Problem to work on: Compute the number of lines that include the string "components", then output that number and nothing else.

(Interface markup and scripts)
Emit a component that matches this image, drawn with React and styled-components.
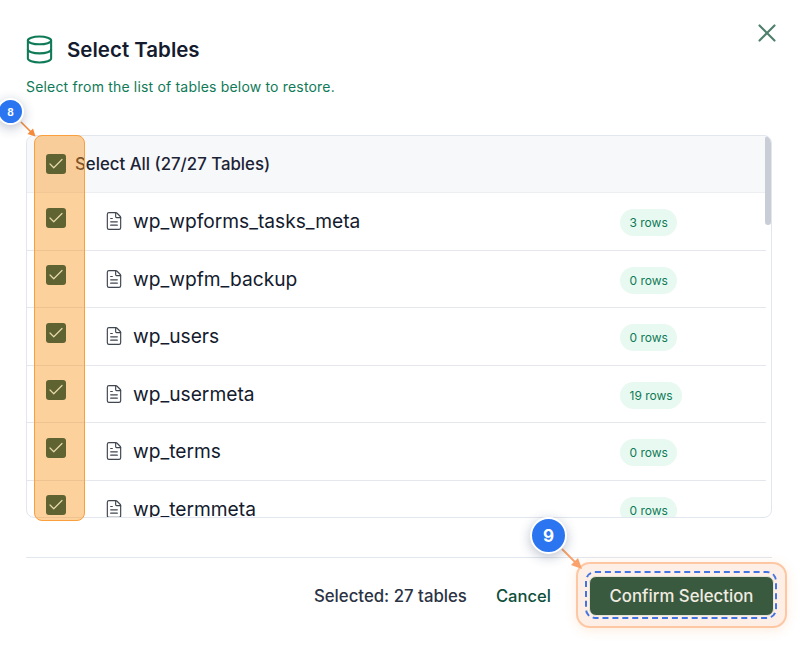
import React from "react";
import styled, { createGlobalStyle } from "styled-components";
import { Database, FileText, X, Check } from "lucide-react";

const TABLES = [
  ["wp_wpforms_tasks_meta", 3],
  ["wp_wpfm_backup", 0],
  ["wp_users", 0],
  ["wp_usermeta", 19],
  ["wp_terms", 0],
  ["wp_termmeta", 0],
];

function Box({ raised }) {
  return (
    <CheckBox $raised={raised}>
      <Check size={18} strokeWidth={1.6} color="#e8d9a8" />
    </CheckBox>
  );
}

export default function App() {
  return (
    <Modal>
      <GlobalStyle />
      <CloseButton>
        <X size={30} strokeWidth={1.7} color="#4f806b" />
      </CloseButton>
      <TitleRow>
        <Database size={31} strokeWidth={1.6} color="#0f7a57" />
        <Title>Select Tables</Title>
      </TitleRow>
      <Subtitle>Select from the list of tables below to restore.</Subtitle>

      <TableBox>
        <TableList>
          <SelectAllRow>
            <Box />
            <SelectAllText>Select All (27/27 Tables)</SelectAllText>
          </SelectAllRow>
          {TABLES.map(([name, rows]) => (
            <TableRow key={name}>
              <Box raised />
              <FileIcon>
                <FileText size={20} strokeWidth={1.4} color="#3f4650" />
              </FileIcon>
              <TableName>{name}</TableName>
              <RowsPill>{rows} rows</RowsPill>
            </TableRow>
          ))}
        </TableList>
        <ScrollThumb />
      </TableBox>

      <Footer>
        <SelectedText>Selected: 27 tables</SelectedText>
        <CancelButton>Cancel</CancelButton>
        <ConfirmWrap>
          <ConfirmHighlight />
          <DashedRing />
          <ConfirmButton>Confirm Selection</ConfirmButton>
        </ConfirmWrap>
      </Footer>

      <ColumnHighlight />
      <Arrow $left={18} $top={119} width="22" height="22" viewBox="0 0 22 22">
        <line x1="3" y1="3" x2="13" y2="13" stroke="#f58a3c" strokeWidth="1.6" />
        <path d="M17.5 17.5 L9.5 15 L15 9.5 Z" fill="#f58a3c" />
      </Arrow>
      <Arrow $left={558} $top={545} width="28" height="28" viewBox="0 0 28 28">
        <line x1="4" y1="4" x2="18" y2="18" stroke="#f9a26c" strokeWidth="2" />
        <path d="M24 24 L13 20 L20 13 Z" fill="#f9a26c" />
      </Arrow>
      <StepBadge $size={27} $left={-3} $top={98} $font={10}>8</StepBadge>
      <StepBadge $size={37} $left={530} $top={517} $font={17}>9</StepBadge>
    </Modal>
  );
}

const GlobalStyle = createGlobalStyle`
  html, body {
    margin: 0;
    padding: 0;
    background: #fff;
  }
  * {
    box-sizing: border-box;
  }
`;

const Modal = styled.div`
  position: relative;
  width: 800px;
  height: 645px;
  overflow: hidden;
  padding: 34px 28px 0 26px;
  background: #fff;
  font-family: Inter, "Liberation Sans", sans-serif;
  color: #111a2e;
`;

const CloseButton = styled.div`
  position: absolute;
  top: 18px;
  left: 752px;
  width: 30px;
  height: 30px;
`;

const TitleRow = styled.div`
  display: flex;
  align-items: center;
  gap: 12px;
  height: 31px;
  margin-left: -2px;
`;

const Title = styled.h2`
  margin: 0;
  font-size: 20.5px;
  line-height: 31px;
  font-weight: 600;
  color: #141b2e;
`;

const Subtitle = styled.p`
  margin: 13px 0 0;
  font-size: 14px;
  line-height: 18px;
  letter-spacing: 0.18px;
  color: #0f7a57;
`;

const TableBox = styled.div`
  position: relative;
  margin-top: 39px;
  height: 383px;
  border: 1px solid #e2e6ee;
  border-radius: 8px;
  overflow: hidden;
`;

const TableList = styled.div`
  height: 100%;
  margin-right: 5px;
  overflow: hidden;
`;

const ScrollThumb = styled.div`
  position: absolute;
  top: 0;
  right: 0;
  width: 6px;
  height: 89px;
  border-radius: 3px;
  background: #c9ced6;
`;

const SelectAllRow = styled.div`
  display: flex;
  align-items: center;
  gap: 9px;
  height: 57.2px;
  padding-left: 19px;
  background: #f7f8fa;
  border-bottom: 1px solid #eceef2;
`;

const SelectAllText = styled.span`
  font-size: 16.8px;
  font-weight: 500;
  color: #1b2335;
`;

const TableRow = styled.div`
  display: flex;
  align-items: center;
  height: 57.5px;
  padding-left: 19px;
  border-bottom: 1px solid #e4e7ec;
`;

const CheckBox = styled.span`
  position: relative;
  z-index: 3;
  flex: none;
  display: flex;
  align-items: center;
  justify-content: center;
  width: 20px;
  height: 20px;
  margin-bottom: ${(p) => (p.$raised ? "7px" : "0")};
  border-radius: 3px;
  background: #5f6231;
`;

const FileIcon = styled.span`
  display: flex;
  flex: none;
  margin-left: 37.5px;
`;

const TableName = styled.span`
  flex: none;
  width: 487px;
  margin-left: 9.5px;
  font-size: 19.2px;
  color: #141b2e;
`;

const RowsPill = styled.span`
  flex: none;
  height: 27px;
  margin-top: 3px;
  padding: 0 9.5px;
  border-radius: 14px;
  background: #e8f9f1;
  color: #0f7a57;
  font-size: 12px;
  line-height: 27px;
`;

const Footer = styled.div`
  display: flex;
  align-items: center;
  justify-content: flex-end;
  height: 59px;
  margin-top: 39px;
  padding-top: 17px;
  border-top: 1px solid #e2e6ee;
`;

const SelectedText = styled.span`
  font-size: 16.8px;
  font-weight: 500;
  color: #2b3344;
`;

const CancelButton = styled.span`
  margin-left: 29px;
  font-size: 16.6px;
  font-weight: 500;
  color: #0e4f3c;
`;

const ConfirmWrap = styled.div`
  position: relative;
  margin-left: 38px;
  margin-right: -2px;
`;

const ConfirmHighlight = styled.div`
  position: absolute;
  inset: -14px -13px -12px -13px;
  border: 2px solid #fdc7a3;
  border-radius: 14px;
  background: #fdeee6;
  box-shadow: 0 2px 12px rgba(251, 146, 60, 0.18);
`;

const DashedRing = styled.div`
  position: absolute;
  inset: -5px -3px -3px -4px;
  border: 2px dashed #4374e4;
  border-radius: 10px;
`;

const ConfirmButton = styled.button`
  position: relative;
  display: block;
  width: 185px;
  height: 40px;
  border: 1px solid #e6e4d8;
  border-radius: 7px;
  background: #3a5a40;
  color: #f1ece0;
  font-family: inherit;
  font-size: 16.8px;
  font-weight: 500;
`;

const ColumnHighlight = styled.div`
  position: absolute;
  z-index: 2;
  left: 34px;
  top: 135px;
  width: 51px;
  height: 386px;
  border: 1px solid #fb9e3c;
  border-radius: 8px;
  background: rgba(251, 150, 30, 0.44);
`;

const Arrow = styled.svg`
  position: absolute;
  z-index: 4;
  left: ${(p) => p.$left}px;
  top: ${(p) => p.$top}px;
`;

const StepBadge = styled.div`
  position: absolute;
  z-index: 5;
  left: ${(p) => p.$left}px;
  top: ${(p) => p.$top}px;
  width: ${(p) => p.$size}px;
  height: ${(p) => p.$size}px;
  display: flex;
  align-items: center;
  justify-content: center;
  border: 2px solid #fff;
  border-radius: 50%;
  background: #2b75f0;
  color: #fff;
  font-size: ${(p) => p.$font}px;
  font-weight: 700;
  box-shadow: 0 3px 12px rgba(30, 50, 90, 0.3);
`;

==

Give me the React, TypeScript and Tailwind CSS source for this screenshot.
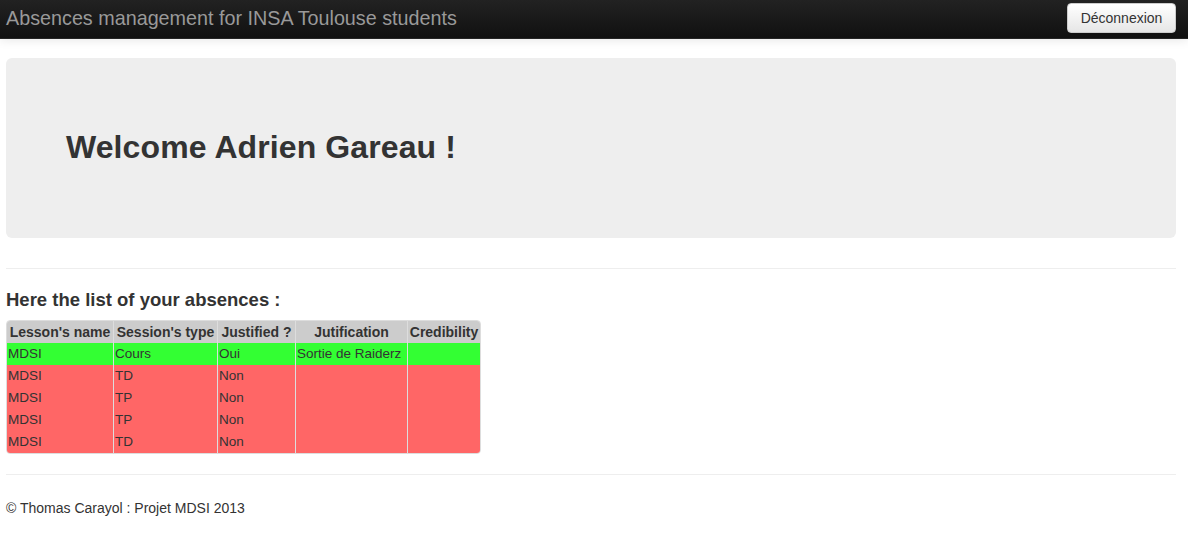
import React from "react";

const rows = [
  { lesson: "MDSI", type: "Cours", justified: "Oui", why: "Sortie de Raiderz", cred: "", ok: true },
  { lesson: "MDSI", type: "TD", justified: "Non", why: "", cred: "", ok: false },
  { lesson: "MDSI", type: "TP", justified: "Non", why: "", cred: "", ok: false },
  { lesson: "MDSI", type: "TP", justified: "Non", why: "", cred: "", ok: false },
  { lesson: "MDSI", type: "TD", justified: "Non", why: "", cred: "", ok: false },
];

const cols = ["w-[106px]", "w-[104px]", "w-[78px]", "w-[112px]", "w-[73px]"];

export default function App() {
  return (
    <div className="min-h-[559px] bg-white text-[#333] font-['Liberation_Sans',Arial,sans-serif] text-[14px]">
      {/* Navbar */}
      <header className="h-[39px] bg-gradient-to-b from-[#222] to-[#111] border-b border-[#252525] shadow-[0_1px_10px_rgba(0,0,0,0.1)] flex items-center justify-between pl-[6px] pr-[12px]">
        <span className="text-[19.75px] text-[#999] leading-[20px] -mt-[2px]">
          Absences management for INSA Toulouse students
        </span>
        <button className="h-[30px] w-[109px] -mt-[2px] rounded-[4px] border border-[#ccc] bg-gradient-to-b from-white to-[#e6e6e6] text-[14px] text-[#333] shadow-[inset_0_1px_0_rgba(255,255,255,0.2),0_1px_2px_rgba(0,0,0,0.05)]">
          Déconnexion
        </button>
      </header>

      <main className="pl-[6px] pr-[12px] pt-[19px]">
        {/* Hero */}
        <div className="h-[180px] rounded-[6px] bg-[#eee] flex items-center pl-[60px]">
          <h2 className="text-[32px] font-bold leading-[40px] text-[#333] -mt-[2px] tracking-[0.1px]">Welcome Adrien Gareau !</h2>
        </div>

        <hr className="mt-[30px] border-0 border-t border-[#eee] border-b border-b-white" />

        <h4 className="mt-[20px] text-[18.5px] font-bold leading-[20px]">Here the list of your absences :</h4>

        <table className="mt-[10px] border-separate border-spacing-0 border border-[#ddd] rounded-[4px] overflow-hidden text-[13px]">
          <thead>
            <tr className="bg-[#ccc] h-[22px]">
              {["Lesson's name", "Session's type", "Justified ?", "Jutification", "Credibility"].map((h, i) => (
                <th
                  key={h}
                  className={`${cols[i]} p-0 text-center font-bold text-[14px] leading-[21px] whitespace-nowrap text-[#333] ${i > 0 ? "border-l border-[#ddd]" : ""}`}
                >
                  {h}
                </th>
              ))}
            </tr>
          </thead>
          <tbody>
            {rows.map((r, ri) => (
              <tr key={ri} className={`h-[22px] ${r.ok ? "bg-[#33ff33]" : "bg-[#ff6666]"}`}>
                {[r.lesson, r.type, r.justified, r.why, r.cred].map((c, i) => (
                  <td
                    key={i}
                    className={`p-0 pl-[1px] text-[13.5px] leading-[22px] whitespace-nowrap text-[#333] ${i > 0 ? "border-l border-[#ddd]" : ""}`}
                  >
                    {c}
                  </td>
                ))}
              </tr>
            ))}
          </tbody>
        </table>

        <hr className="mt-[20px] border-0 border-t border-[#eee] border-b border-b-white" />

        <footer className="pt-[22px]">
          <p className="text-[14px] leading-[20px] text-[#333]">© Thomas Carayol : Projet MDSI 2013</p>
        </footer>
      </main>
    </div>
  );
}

==

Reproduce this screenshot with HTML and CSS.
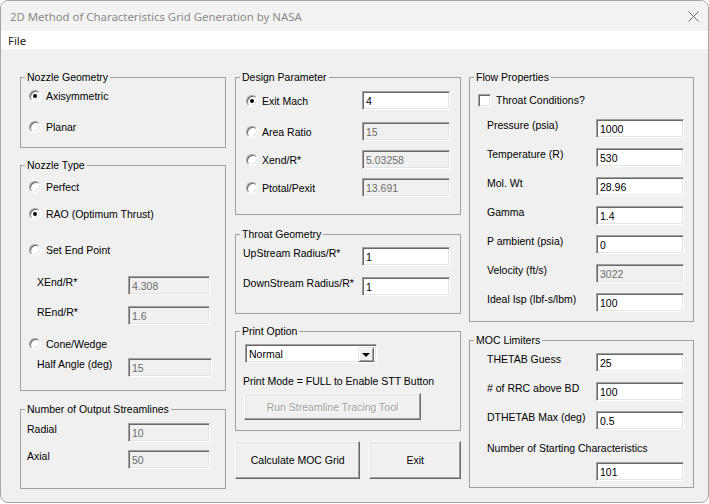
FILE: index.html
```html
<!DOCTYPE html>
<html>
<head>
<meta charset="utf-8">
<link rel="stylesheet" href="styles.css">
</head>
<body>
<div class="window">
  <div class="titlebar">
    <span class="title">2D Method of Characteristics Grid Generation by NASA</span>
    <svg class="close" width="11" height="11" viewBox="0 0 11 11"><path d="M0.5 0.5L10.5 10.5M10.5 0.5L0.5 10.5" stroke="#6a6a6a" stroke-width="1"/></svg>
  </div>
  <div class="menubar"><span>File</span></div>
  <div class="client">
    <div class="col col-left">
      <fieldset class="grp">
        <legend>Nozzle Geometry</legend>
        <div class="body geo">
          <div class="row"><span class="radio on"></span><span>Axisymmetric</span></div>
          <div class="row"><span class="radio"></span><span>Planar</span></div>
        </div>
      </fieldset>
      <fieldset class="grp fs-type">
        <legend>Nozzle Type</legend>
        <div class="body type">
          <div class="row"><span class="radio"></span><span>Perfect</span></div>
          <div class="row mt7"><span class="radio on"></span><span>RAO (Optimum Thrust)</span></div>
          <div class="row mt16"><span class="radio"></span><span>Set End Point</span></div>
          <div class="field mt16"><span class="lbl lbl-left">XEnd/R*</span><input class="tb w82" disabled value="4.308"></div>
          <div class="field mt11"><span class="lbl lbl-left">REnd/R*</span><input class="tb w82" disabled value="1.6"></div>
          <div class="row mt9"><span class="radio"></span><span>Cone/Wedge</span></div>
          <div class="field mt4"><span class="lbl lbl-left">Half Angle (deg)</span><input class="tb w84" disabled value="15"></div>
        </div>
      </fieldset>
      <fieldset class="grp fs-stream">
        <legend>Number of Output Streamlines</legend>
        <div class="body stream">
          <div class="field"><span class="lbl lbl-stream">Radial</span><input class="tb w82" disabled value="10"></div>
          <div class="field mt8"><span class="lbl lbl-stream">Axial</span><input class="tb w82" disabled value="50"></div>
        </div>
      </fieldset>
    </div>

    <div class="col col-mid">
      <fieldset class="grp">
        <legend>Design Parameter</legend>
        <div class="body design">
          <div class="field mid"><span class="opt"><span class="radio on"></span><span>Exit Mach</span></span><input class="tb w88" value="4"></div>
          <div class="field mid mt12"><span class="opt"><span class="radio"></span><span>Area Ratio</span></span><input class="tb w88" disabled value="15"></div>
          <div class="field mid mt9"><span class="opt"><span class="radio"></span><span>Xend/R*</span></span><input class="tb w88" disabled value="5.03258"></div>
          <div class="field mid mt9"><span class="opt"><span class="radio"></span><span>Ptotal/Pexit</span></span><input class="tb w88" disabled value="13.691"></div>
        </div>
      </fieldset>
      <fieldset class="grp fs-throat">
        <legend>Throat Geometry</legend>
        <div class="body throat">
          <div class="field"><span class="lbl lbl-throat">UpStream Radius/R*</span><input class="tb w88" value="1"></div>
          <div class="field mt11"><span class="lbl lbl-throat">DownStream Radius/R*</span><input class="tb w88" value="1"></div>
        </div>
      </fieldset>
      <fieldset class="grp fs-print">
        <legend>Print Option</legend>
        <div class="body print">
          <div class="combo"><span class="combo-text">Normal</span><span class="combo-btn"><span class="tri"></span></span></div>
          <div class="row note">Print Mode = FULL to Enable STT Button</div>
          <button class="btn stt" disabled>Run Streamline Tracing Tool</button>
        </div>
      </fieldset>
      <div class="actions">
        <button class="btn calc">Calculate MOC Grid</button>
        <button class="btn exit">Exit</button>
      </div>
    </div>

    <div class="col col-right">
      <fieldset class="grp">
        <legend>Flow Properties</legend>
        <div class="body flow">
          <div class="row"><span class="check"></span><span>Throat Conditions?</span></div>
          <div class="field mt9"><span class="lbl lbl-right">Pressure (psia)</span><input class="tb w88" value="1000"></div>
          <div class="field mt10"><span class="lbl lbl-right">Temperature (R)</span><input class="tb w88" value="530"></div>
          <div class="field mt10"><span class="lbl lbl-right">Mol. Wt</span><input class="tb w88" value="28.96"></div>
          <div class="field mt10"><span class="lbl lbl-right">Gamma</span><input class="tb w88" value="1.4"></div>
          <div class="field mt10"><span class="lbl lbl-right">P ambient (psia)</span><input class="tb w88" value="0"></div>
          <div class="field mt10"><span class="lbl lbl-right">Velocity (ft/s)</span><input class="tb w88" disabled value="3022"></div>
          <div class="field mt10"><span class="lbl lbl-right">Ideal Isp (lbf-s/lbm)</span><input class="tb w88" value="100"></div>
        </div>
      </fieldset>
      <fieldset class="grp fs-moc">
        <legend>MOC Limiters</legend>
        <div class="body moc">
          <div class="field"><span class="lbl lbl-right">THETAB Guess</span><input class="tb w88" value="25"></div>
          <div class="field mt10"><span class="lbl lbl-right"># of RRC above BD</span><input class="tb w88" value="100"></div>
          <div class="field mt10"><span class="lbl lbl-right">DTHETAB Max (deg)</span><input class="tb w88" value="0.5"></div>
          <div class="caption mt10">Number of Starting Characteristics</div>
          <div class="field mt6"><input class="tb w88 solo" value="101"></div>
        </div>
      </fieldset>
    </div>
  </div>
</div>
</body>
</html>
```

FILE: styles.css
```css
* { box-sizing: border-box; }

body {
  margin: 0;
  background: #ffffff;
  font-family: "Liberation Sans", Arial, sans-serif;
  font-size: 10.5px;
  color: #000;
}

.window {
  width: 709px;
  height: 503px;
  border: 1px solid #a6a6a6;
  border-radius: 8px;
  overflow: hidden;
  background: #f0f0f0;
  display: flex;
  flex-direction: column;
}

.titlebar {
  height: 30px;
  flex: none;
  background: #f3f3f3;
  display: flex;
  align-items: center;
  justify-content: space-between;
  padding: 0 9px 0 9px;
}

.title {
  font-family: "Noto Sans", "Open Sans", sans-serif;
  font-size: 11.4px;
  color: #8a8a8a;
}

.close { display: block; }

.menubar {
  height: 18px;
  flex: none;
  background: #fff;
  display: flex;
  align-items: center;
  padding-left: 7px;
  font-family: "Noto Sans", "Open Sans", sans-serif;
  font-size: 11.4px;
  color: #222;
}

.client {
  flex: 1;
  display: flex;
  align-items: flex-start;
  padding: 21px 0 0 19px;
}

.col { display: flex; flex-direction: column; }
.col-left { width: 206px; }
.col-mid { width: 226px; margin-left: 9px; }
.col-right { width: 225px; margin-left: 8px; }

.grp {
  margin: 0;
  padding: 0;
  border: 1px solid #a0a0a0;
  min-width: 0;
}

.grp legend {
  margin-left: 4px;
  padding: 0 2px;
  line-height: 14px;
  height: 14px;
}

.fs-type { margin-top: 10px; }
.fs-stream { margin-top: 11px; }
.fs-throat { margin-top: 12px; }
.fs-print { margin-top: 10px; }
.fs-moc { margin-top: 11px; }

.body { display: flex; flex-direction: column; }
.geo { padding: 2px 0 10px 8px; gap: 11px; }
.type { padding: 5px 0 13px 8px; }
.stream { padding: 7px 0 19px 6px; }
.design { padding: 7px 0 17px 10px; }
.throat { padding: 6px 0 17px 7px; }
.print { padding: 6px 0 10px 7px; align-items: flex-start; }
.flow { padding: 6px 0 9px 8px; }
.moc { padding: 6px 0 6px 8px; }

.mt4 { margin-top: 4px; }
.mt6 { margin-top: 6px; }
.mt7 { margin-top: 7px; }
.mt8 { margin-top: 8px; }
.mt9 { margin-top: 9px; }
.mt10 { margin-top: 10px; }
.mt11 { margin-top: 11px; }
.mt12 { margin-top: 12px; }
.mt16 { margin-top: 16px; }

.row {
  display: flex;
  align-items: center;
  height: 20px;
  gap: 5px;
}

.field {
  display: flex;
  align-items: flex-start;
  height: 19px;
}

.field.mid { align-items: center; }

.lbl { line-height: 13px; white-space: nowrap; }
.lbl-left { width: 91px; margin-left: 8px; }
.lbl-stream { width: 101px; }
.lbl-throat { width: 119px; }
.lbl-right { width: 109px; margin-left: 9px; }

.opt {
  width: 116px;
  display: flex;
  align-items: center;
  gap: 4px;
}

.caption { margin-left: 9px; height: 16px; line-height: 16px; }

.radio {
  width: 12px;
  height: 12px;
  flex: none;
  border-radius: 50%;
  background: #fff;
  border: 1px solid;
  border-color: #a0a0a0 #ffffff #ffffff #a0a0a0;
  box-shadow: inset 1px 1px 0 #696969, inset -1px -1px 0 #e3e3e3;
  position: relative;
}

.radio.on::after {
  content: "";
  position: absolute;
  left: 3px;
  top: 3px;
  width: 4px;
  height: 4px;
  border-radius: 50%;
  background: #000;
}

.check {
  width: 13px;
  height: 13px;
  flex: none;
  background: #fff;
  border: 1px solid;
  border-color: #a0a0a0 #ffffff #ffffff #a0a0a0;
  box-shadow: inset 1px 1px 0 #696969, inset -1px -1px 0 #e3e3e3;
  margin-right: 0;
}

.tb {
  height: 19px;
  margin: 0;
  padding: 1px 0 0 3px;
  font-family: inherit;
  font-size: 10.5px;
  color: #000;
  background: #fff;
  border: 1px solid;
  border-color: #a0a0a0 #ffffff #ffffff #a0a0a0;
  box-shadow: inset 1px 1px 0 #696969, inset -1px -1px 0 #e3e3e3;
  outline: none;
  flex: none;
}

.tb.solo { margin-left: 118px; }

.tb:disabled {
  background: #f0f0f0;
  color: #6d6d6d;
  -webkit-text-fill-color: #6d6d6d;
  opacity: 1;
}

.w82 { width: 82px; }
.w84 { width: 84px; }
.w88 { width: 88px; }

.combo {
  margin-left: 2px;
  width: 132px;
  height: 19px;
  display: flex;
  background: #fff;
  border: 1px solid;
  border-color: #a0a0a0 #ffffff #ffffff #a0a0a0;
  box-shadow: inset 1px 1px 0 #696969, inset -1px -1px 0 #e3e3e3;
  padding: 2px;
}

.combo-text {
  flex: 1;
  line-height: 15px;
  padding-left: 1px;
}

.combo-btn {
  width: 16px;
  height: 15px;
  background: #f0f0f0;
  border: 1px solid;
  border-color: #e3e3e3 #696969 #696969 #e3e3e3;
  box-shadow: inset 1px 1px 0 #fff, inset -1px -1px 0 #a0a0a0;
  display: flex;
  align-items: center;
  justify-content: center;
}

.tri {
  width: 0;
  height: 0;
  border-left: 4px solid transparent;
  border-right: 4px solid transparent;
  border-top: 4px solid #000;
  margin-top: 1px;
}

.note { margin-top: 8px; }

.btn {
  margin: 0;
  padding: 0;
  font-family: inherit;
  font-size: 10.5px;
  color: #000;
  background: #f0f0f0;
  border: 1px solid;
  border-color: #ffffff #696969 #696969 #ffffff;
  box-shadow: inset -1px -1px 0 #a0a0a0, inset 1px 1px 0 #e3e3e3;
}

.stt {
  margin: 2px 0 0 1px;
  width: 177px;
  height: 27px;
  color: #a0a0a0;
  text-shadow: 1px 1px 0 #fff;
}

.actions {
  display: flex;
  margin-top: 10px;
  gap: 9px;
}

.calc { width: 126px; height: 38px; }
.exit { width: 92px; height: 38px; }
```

Response below: 2